Task material:
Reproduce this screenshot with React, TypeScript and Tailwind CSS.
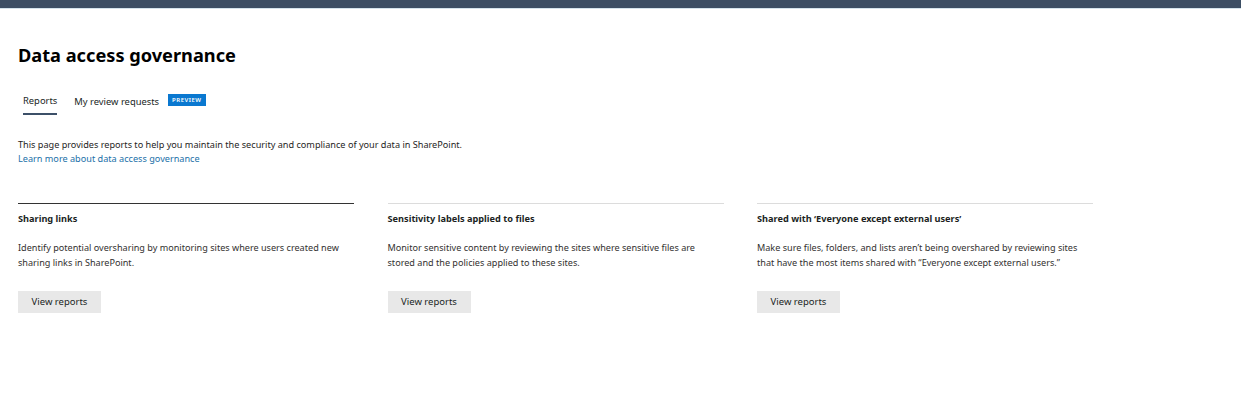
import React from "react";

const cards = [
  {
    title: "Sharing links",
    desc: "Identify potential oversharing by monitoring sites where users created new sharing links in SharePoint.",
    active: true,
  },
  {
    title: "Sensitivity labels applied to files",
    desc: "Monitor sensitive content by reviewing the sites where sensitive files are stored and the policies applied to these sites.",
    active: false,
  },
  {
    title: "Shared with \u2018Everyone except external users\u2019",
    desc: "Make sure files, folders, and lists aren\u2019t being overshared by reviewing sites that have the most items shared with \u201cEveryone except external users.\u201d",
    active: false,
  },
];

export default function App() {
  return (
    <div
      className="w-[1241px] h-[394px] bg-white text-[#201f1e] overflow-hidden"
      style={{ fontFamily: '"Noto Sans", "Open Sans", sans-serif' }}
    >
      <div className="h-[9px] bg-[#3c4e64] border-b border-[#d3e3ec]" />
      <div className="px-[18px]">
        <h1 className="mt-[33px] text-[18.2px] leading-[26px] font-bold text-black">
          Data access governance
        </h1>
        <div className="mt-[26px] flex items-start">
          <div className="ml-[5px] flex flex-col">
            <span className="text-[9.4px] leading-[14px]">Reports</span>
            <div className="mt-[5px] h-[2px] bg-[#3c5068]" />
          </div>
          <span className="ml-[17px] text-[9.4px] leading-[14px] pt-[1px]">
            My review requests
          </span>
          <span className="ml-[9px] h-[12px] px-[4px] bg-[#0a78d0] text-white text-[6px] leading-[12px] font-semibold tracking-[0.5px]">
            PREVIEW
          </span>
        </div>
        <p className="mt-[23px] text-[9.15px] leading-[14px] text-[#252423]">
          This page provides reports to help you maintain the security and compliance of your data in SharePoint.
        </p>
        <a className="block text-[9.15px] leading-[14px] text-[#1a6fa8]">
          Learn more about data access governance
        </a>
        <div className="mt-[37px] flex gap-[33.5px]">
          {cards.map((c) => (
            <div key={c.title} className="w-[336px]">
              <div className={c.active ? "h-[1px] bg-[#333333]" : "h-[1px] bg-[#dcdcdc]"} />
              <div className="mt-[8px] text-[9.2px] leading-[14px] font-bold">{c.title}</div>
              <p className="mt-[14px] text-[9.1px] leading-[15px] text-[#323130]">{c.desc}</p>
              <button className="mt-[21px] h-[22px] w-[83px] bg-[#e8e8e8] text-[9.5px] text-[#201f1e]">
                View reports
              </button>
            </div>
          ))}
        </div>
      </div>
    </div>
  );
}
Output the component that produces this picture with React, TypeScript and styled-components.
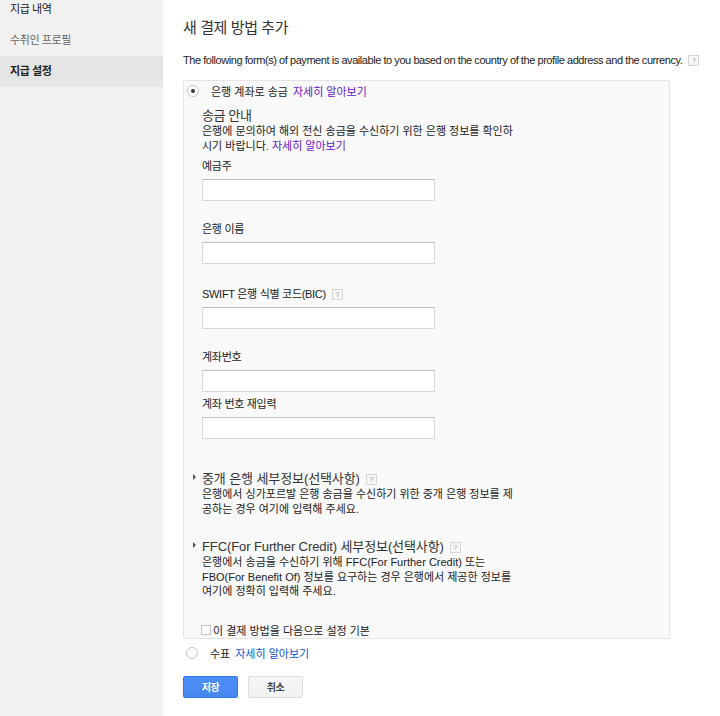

What needs to be done:
The pictures in the entries should be left out; output everything else exactly.

Problem solution:
Reproduce this screenshot with React, TypeScript and Tailwind CSS.
import React from "react";

const cards = [
  {
    title: "Sharing links",
    desc: "Identify potential oversharing by monitoring sites where users created new sharing links in SharePoint.",
    active: true,
  },
  {
    title: "Sensitivity labels applied to files",
    desc: "Monitor sensitive content by reviewing the sites where sensitive files are stored and the policies applied to these sites.",
    active: false,
  },
  {
    title: "Shared with \u2018Everyone except external users\u2019",
    desc: "Make sure files, folders, and lists aren\u2019t being overshared by reviewing sites that have the most items shared with \u201cEveryone except external users.\u201d",
    active: false,
  },
];

export default function App() {
  return (
    <div
      className="w-[1241px] h-[394px] bg-white text-[#201f1e] overflow-hidden"
      style={{ fontFamily: '"Noto Sans", "Open Sans", sans-serif' }}
    >
      <div className="h-[9px] bg-[#3c4e64] border-b border-[#d3e3ec]" />
      <div className="px-[18px]">
        <h1 className="mt-[33px] text-[18.2px] leading-[26px] font-bold text-black">
          Data access governance
        </h1>
        <div className="mt-[26px] flex items-start">
          <div className="ml-[5px] flex flex-col">
            <span className="text-[9.4px] leading-[14px]">Reports</span>
            <div className="mt-[5px] h-[2px] bg-[#3c5068]" />
          </div>
          <span className="ml-[17px] text-[9.4px] leading-[14px] pt-[1px]">
            My review requests
          </span>
          <span className="ml-[9px] h-[12px] px-[4px] bg-[#0a78d0] text-white text-[6px] leading-[12px] font-semibold tracking-[0.5px]">
            PREVIEW
          </span>
        </div>
        <p className="mt-[23px] text-[9.15px] leading-[14px] text-[#252423]">
          This page provides reports to help you maintain the security and compliance of your data in SharePoint.
        </p>
        <a className="block text-[9.15px] leading-[14px] text-[#1a6fa8]">
          Learn more about data access governance
        </a>
        <div className="mt-[37px] flex gap-[33.5px]">
          {cards.map((c) => (
            <div key={c.title} className="w-[336px]">
              <div className={c.active ? "h-[1px] bg-[#333333]" : "h-[1px] bg-[#dcdcdc]"} />
              <div className="mt-[8px] text-[9.2px] leading-[14px] font-bold">{c.title}</div>
              <p className="mt-[14px] text-[9.1px] leading-[15px] text-[#323130]">{c.desc}</p>
              <button className="mt-[21px] h-[22px] w-[83px] bg-[#e8e8e8] text-[9.5px] text-[#201f1e]">
                View reports
              </button>
            </div>
          ))}
        </div>
      </div>
    </div>
  );
}
Output the component that produces this picture with React, TypeScript and styled-components.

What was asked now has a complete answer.